> [Exercise prompt] Below are entries. Pull out all lines containing "React".

++++++

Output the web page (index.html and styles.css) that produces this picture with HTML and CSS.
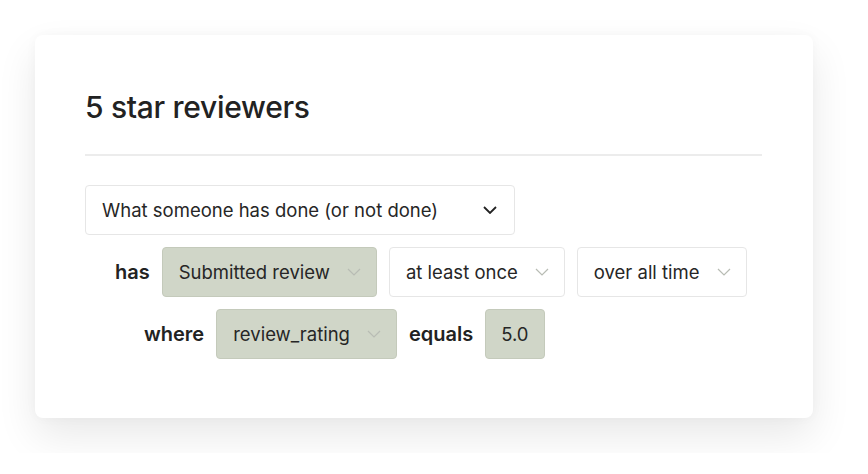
FILE: index.html
```html
<!DOCTYPE html>
<html lang="en">
<head>
  <meta charset="UTF-8" />
  <meta name="viewport" content="width=device-width, initial-scale=1" />
  <title>Segment</title>
  <link rel="stylesheet" href="styles.css">
</head>
<body>
  <div class="card">
    <h1>5 star reviewers</h1>
    <hr class="divider">

    <div class="select main">
      <span>What someone has done (or not done)</span>
      <svg class="chev" viewBox="0 0 14 8"><path d="M1 1l6 6 6-6" /></svg>
    </div>

    <div class="row row-has">
      <span class="word">has</span>
      <div class="select filled">
        <span>Submitted review</span>
        <svg class="chev light" viewBox="0 0 14 8"><path d="M1 1l6 6 6-6" /></svg>
      </div>
      <div class="select">
        <span>at least once</span>
        <svg class="chev light" viewBox="0 0 14 8"><path d="M1 1l6 6 6-6" /></svg>
      </div>
      <div class="select">
        <span>over all time</span>
        <svg class="chev light" viewBox="0 0 14 8"><path d="M1 1l6 6 6-6" /></svg>
      </div>
    </div>

    <div class="row row-where">
      <span class="word">where</span>
      <div class="select filled">
        <span>review_rating</span>
        <svg class="chev light" viewBox="0 0 14 8"><path d="M1 1l6 6 6-6" /></svg>
      </div>
      <span class="word">equals</span>
      <div class="select filled value">
        <span>5.0</span>
      </div>
    </div>
  </div>
</body>
</html>
```

FILE: styles.css
```css
body {
  margin: 0;
  padding: 35px;
  font-family: Inter, 'Noto Sans', sans-serif;
  background: #fff;
  color: #222;
}

.card {
  width: 778px;
  height: 383px;
  box-sizing: border-box;
  padding: 50px 51px 0 50px;
  background: #fff;
  border-radius: 8px;
  box-shadow: 0 18px 40px rgba(0, 0, 0, 0.09), 0 0 12px rgba(0, 0, 0, 0.03);
}

h1 {
  margin: 0;
  font-size: 30px;
  font-weight: 500;
  letter-spacing: -0.3px;
  line-height: 44px;
}

.divider {
  margin: 25px 0 29px 0;
  border: none;
  height: 2px;
  background: #ececec;
}

.select {
  display: inline-flex;
  align-items: center;
  height: 50px;
  box-sizing: border-box;
  padding: 0 15px 0 16px;
  border: 1px solid #e6e6e6;
  border-radius: 4px;
  font-size: 18.5px;
  color: #262626;
  background: #fff;
}

.select.main {
  width: 430px;
  justify-content: space-between;
  padding: 0 17px 0 16px;
}

.select.filled {
  background: #d0d6c8;
  border-color: #c4cabb;
}

.select.value {
  padding: 0 15px;
}

.chev {
  width: 14px;
  height: 8px;
  fill: none;
  stroke: #222;
  stroke-width: 1.8;
}

.chev.light {
  margin-left: 17px;
  stroke: #b8bcb4;
  stroke-width: 1.2;
}

.row {
  display: flex;
  align-items: center;
  gap: 12px;
  margin-top: 12px;
}

.row-has {
  padding-left: 30px;
}

.row-where {
  padding-left: 59px;
}

.word {
  font-size: 20px;
  font-weight: 600;
  color: #222;
}
```
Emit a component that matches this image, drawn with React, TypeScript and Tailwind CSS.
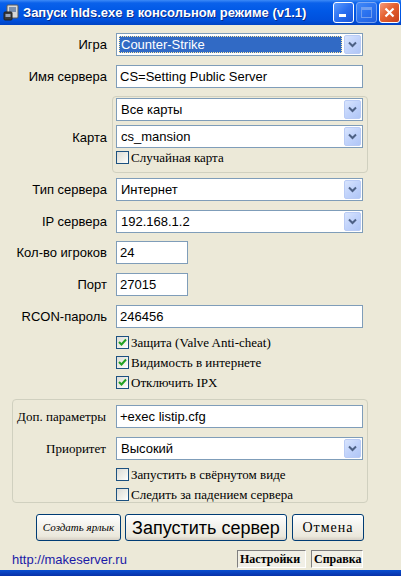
import React from "react";

const sans = "font-['Liberation_Sans',Arial,sans-serif]";
const serif = "font-['Liberation_Serif','Times_New_Roman',serif]";

function Arrow() {
  return (
    <div className="my-[1px] mr-[1px] w-[17px] self-stretch rounded-[2px] border border-[#b9cbf5] bg-[linear-gradient(135deg,#d8e4fd_0%,#c1d3fb_50%,#b0c6f6_100%)] flex items-center justify-center">
      <svg width="9" height="7" viewBox="0 0 9 7">
        <path d="M1 1.5 L4.5 5 L8 1.5" fill="none" stroke="#4d6185" strokeWidth="2" />
      </svg>
    </div>
  );
}

function Combo({ text, focused }: { text: string; focused?: boolean }) {
  return (
    <div className="h-[23px] w-[247px] border border-[#7f9db9] bg-white flex items-stretch">
      <div className="flex-1 flex items-stretch p-[2px]">
        {focused ? (
          <div className="flex-1 bg-[#316ac5] border border-dotted border-[#ffe9a0] text-white flex items-center pl-[1px]">
            <span className={`${sans} text-[13px] leading-none`}>{text}</span>
          </div>
        ) : (
          <div className="flex-1 flex items-center pl-[2px]">
            <span className={`${sans} text-[13px] leading-none text-black`}>{text}</span>
          </div>
        )}
      </div>
      <Arrow />
    </div>
  );
}

function Input({ text, w = "w-[247px]" }: { text: string; w?: string }) {
  return (
    <div className={`h-[23px] ${w} border border-[#7f9db9] bg-white flex items-center pl-[3px]`}>
      <span className={`${sans} text-[13px] leading-none text-black`}>{text}</span>
    </div>
  );
}

function Check({ checked, label }: { checked?: boolean; label: string }) {
  return (
    <div className="flex items-center h-[20px]">
      <div className="w-[13px] h-[13px] border border-[#1c5180] bg-[linear-gradient(135deg,#dcdcd7_0%,#f0f0ea_60%,#ffffff_100%)] flex items-center justify-center">
        {checked && (
          <svg width="9" height="9" viewBox="0 0 9 9">
            <path d="M1 4 L3.5 6.5 L8 1.5" fill="none" stroke="#21a121" strokeWidth="2" />
          </svg>
        )}
      </div>
      <span className={`${serif} text-[13px] leading-none text-black ml-[2px]`}>{label}</span>
    </div>
  );
}

function Label({ children, className = "" }: { children: React.ReactNode; className?: string }) {
  return (
    <div className={`w-[107px] shrink-0 text-right ${sans} text-[13px] leading-none text-black ${className}`}>
      {children}
    </div>
  );
}

function Row({ label, children, className = "" }: { label: string; children: React.ReactNode; className?: string }) {
  return (
    <div className={`flex items-center ${className}`}>
      <Label>{label}</Label>
      <div className="ml-[9px]">{children}</div>
    </div>
  );
}

function XpBtn({ children, className = "" }: { children: React.ReactNode; className?: string }) {
  return (
    <div
      className={`h-[27px] rounded-[3px] border border-[#003c74] bg-[linear-gradient(to_bottom,#ffffff_0%,#f4f3ee_40%,#ebe8dc_85%,#d6d0c5_100%)] flex items-center justify-center ${className}`}
    >
      {children}
    </div>
  );
}

export default function App() {
  return (
    <div className="w-[401px] h-[576px] bg-[#ece9d8] flex flex-col overflow-hidden">
      {/* Title bar */}
      <div className="h-[25px] shrink-0 bg-[linear-gradient(to_bottom,#3d8af7_0%,#0a61ea_12%,#0058e6_45%,#0050dd_80%,#0043c4_100%)] flex items-center">
        <div className="ml-[3px] w-[17px] h-[17px]">
          <svg width="17" height="17" viewBox="0 0 17 17">
            <rect x="4" y="1" width="11" height="13" rx="1" fill="#d8d8d8" stroke="#5a5a5a" />
            <rect x="6" y="3" width="7" height="5" fill="#7a8fae" />
            <rect x="1" y="8" width="8" height="8" rx="1" fill="#3b3b3b" stroke="#222" />
            <rect x="2.5" y="10" width="5" height="3" fill="#9aa4b8" />
          </svg>
        </div>
        <span className={`${sans} ml-[3px] text-[13px] font-bold text-white leading-none [text-shadow:1px_1px_0_#0a2a8a]`}>
          Запуск hlds.exe в консольном режиме (v1.1)
        </span>
        <div className="ml-auto mr-[1px] flex gap-[2px]">
          <div className="w-[21px] h-[21px] rounded-[3px] border border-white bg-[linear-gradient(135deg,#5b9bff_0%,#2a6ff0_50%,#1a56d8_100%)] flex items-end pl-[5px] pb-[5px]">
            <div className="w-[7px] h-[3px] bg-white" />
          </div>
          <div className="w-[21px] h-[21px] rounded-[3px] border border-[#a8c4f8] bg-[linear-gradient(135deg,#5b9bff_0%,#3d7ef5_50%,#2f68e4_100%)] flex items-center justify-center opacity-70">
            <div className="w-[11px] h-[11px] border border-[#9dbcf6] border-t-[3px]" />
          </div>
          <div className="w-[21px] h-[21px] rounded-[3px] border border-white bg-[linear-gradient(135deg,#f39b7d_0%,#e5612f_45%,#c8401a_100%)] flex items-center justify-center">
            <svg width="11" height="11" viewBox="0 0 11 11">
              <path d="M1.5 1.5 L9.5 9.5 M9.5 1.5 L1.5 9.5" stroke="white" strokeWidth="2.2" />
            </svg>
          </div>
        </div>
      </div>

      {/* Content */}
      <div className="flex-1 flex flex-col">
        <Row label="Игра" className="mt-[8px]">
          <Combo text="Counter-Strike" focused />
        </Row>
        <Row label="Имя сервера" className="mt-[9px]">
          <Input text="CS=Setting Public Server" />
        </Row>

        {/* Карта group */}
        <div className="flex items-center mt-[8px]">
          <Label className="pt-[6px]">Карта</Label>
          <div className="ml-[5px] w-[256px] h-[77px] rounded-[4px] border border-[#d0d0bf] pl-[3px] pt-[1px] flex flex-col">
            <Combo text="Все карты" />
            <div className="mt-[4px]">
              <Combo text="cs_mansion" />
            </div>
            <div className="-mt-[1px]">
              <Check label="Случайная карта" />
            </div>
          </div>
        </div>

        <Row label="Тип сервера" className="mt-[5px]">
          <Combo text="Интернет" />
        </Row>
        <Row label="IP сервера" className="mt-[9px]">
          <Combo text="192.168.1.2" />
        </Row>
        <Row label="Кол-во игроков" className="mt-[8px]">
          <Input text="24" w="w-[72px]" />
        </Row>
        <Row label="Порт" className="mt-[9px]">
          <Input text="27015" w="w-[72px]" />
        </Row>
        <Row label="RCON-пароль" className="mt-[9px]">
          <Input text="246456" />
        </Row>

        <div className="ml-[116px] mt-[4px] flex flex-col">
          <Check checked label="Защита (Valve Anti-cheat)" />
          <Check checked label="Видимость в интернете" />
          <Check checked label="Отключить IPX" />
        </div>

        {/* Group 2 */}
        <div className="ml-[12px] mt-[7px] w-[356px] h-[104px] rounded-[4px] border border-[#d0d0bf] pt-[5px] flex flex-col">
          <div className="flex items-center">
            <div className={`w-[93px] text-right ${serif} text-[13px] leading-none text-black`}>Доп. параметры</div>
            <div className="ml-[10px]">
              <Input text="+exec listip.cfg" />
            </div>
          </div>
          <div className="flex items-center mt-[9px]">
            <div className={`w-[93px] text-right ${serif} text-[13px] leading-none text-black`}>Приоритет</div>
            <div className="ml-[10px]">
              <Combo text="Высокий" />
            </div>
          </div>
          <div className="ml-[103px] mt-[4px] flex flex-col">
            <Check label="Запустить в свёрнутом виде" />
            <Check label="Следить за падением сервера" />
          </div>
        </div>

        {/* Buttons */}
        <div className="mt-[11px] ml-[36px] flex">
          <XpBtn className="w-[85px]">
            <span className={`${serif} italic text-[11px] text-black leading-none`}>Создать ярлык</span>
          </XpBtn>
          <XpBtn className="w-[162px] ml-[4px]">
            <span className={`${sans} text-[18px] text-black leading-none`}>Запустить сервер</span>
          </XpBtn>
          <XpBtn className="w-[72px] ml-[5px]">
            <span className={`${serif} text-[14px] tracking-[1px] text-black leading-none`}>Отмена</span>
          </XpBtn>
        </div>

        {/* Footer */}
        <div className="mt-[9px] flex items-center h-[18px]">
          <span className={`ml-[12px] ${sans} text-[13px] leading-none text-[#1a1aa6]`}>http://makeserver.ru</span>
          <div className="ml-auto mr-[38px] flex gap-[5px]">
            <div className="h-[18px] w-[69px] border border-t-[#808080] border-l-[#808080] border-b-white border-r-white bg-[#f1efe6] flex items-center pl-[2px]">
              <span className={`${serif} font-bold text-[12px] leading-none text-black`}>Настройки</span>
            </div>
            <div className="h-[18px] w-[52px] border border-t-[#808080] border-l-[#808080] border-b-white border-r-white bg-[#f1efe6] flex items-center pl-[2px]">
              <span className={`${serif} font-bold text-[12px] leading-none text-black`}>Справка</span>
            </div>
          </div>
        </div>
      </div>

      <div className="h-[6px] shrink-0 bg-[linear-gradient(to_bottom,#0a4fd0_0%,#0831a8_100%)]" />
    </div>
  );
}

++++++

> [Written solution]
Emit a component that matches this image, drawn with React, TypeScript and Tailwind CSS.
import React from "react";
function Label({ children, className = "" }: { children: React.ReactNode; className?: string }) {
function Row({ label, children, className = "" }: { label: string; children: React.ReactNode; className?: string }) {
function XpBtn({ children, className = "" }: { children: React.ReactNode; className?: string }) {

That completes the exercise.